I guess if you shove all the heavy lifting out to extensive libraries, you can do that.

I, for one, prefer kkrieger. 98kB, but a full Doom-3-level 3D shooter. All without putting an OS... inside an OS.

What are you on about? kkrieger also makes extensive use of the Windows/D3D apis.
I don't even think these people understand what they think they are criticizing. Leveraging external code doesn't make something less impressive -- the extent in which you can leverage other code like graphics APIs is what becomes impressive.

I suppose they think they are being some sort of technical pedant, but surely anyone with any actual technical chops knows otherwise.

Yes it does.

Example: My new language "Crysislang". It has only one one-bit instruction. That, when compiled, results in a whole Crysis game.
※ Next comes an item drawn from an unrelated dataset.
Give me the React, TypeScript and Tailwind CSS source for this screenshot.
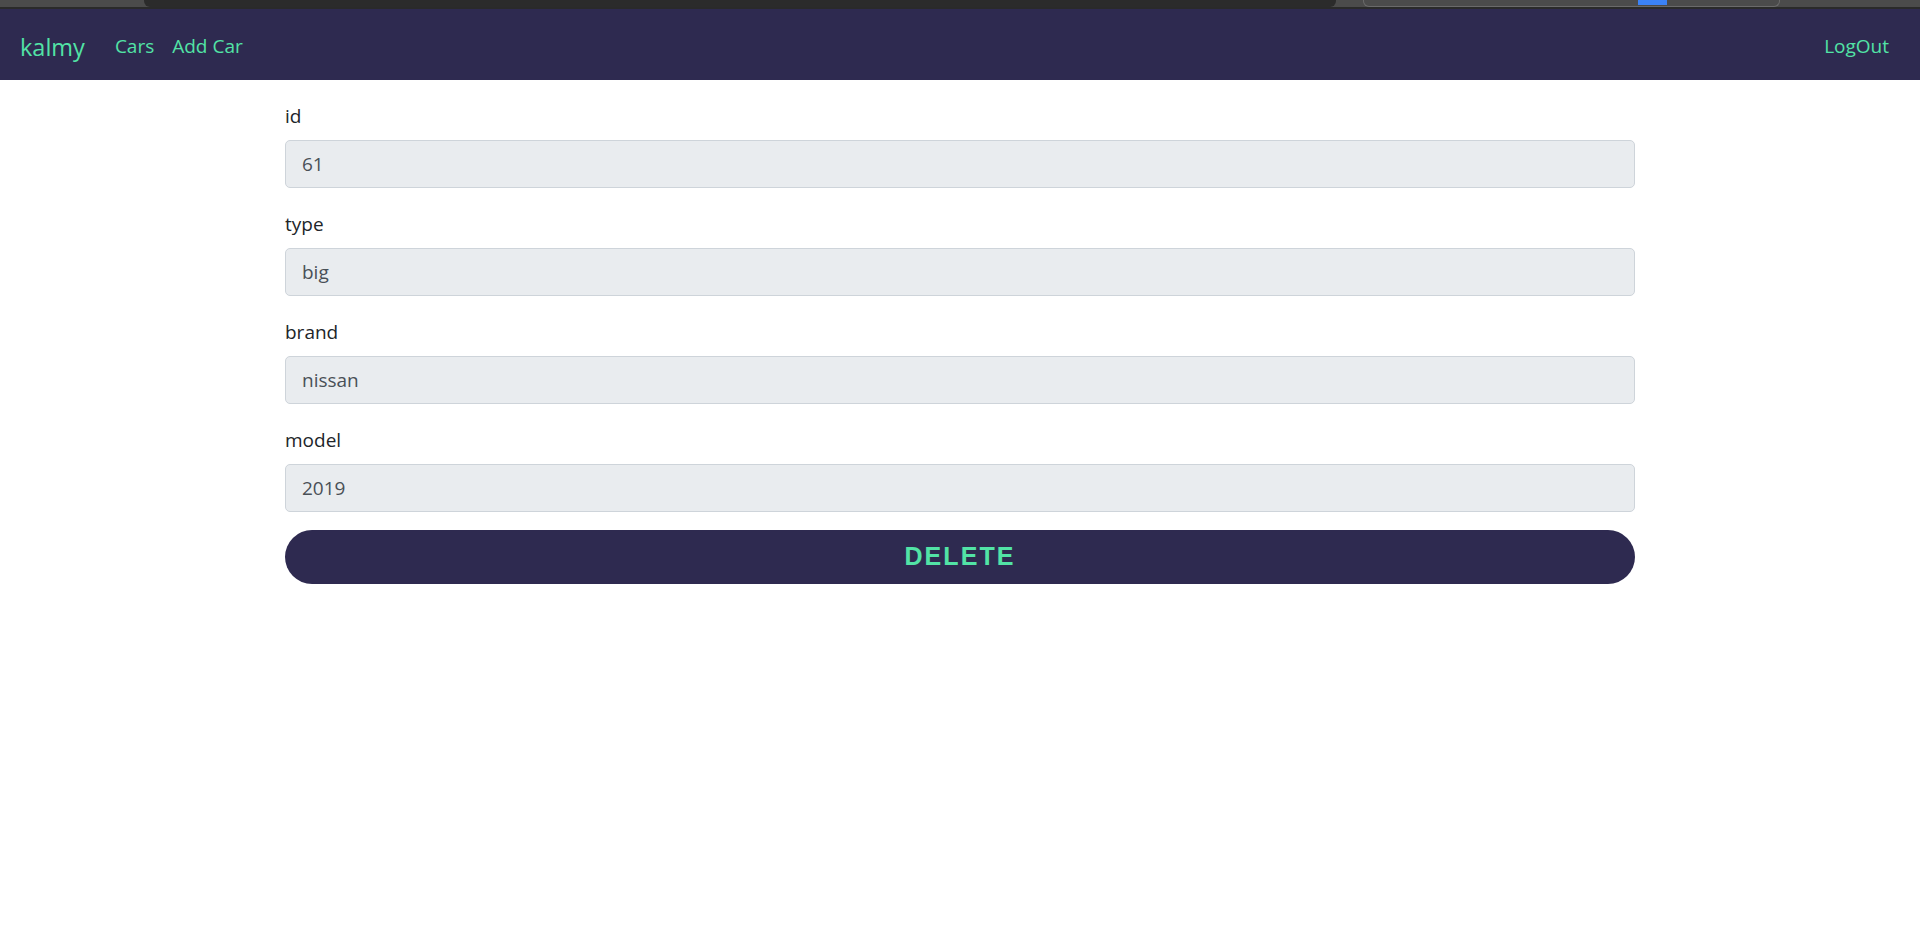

A whole 3D shooter! Written in only one bit! Ain’t I amazing? ;))

I think you get my point.

If your libraries and environment do all the work, writing a small program that does big things approaches triviality.

That is true. They are quite a different beast than HTML5 though. Not much left to code yourself there.

It’s the difference between using Canvas, and writing Canvas.

Great write-up! It's very interesting to see how one actually goes around making a game in such short time. I have been doing computer graphics stuff as a hobby for some years, and I know your pain when it comes to OpenGL shenanigans. Keep it up!
This was an incredible read for me! I've always wanted to write a game from scratch, but never quite found the time - and it's a bit daunting if you don't know where to start.

Really appreciate the commentary, details and code snippets!